Pick every line from the data that holds the word "index".
>> Start
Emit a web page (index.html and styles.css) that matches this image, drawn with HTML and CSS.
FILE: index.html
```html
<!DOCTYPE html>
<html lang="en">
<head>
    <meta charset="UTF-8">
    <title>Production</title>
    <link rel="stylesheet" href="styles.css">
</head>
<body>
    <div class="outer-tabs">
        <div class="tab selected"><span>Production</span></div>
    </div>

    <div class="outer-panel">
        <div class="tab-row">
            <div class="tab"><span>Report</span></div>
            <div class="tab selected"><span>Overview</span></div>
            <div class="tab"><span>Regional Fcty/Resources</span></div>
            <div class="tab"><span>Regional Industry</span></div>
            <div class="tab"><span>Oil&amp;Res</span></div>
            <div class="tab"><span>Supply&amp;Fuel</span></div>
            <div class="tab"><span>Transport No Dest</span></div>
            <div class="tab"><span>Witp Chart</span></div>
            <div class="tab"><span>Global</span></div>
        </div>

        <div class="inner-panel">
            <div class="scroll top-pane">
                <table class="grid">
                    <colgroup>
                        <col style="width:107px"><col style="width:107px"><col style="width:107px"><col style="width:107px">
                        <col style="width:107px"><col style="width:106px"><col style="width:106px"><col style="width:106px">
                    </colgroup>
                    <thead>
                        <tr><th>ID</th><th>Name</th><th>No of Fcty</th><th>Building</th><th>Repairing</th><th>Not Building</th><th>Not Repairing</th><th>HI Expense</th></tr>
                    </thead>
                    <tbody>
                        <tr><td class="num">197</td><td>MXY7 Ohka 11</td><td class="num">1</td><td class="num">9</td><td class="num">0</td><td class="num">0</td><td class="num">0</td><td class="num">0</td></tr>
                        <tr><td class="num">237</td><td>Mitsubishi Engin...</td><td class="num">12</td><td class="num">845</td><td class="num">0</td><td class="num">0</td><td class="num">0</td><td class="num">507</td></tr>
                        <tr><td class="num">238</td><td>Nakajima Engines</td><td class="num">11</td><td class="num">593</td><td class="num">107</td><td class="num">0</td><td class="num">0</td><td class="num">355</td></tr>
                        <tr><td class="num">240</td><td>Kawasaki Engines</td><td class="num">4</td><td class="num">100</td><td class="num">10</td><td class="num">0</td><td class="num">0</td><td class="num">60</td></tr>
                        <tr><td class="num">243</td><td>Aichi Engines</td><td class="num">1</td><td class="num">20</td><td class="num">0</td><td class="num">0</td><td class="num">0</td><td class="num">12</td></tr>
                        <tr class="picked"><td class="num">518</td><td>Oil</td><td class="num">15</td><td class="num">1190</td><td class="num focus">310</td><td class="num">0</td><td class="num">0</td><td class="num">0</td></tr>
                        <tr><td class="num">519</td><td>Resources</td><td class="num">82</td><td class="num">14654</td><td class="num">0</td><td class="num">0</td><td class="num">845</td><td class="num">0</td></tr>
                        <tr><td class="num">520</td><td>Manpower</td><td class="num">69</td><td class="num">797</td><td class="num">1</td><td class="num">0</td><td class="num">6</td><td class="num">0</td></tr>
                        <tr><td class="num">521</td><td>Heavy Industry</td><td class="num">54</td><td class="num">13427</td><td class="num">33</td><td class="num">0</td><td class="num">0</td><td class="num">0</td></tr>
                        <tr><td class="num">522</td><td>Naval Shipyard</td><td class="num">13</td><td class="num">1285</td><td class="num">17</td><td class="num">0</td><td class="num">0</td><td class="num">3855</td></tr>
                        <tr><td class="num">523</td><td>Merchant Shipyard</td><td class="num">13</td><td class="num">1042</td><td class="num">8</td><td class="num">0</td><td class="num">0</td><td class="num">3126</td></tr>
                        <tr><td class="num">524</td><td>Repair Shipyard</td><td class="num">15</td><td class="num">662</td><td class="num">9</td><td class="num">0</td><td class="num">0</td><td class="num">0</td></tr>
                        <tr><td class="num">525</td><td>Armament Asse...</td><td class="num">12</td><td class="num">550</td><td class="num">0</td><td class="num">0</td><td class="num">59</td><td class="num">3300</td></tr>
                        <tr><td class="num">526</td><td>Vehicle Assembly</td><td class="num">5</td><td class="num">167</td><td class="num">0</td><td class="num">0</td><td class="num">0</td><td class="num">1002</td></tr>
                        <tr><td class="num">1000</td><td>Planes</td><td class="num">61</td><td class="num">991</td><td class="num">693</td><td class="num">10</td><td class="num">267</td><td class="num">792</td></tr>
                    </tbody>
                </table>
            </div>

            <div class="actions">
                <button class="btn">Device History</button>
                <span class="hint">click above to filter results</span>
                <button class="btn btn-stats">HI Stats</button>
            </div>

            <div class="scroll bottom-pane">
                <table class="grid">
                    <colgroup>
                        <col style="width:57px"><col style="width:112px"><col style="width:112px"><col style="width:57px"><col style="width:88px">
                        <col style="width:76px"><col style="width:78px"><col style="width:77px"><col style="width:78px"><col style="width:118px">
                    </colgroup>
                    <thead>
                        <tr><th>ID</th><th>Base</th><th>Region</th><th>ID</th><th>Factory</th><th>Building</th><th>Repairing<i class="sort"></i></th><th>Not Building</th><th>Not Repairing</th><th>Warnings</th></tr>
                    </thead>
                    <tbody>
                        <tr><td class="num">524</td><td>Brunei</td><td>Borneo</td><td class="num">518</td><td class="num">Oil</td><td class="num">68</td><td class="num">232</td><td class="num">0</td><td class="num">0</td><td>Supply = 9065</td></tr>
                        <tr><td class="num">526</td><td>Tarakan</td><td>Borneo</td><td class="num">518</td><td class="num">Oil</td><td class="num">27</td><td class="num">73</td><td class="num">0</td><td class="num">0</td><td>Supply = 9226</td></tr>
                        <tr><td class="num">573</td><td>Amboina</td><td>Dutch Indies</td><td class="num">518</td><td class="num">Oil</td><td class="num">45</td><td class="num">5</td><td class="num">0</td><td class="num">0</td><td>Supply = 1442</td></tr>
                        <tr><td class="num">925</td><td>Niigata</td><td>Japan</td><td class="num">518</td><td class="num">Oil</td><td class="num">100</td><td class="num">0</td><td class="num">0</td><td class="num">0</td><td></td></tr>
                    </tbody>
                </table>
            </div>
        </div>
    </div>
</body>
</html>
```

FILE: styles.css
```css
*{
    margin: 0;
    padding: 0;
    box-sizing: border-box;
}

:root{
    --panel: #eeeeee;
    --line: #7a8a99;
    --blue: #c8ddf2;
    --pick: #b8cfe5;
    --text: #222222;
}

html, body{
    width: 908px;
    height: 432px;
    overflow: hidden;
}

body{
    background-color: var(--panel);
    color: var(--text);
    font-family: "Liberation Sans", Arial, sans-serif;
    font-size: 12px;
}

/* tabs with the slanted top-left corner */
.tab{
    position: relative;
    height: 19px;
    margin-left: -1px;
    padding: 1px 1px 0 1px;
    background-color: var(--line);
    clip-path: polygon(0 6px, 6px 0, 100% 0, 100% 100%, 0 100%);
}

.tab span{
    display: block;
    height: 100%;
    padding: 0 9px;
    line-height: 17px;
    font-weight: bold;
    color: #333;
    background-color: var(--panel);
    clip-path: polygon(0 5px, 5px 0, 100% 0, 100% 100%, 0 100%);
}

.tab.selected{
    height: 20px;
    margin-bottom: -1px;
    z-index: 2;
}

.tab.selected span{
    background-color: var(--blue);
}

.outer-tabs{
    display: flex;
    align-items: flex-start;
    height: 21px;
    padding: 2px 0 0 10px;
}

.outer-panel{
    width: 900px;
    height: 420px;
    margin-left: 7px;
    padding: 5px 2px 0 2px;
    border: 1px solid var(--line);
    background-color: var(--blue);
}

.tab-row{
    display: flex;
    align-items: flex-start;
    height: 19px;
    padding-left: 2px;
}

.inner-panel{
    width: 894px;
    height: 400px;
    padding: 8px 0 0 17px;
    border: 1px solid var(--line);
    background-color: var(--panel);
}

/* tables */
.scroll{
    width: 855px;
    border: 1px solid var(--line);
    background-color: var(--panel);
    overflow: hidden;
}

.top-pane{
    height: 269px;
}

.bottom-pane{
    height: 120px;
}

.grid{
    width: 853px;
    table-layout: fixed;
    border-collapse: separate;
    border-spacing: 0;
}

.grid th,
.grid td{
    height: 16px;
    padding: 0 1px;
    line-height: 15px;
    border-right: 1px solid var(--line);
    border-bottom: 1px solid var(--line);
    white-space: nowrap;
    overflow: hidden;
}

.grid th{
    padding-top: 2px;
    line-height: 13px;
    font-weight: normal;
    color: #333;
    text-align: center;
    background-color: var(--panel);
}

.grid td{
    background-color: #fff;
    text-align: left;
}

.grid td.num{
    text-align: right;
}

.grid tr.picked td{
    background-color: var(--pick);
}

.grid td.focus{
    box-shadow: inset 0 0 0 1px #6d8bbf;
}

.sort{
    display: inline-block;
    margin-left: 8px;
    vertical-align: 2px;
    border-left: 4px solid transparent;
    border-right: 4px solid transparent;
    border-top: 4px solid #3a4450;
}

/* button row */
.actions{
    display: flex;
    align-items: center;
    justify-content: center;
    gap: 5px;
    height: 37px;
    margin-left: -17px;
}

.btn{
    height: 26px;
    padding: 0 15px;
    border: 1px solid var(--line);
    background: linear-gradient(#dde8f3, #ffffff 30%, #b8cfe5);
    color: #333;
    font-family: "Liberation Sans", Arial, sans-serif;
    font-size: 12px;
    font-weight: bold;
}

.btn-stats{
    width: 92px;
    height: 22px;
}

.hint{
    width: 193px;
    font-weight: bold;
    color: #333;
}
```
>> End
** Solution to this exercise **
Emit a web page (index.html and styles.css) that matches this image, drawn with HTML and CSS.
FILE: index.html
    z-index: 2;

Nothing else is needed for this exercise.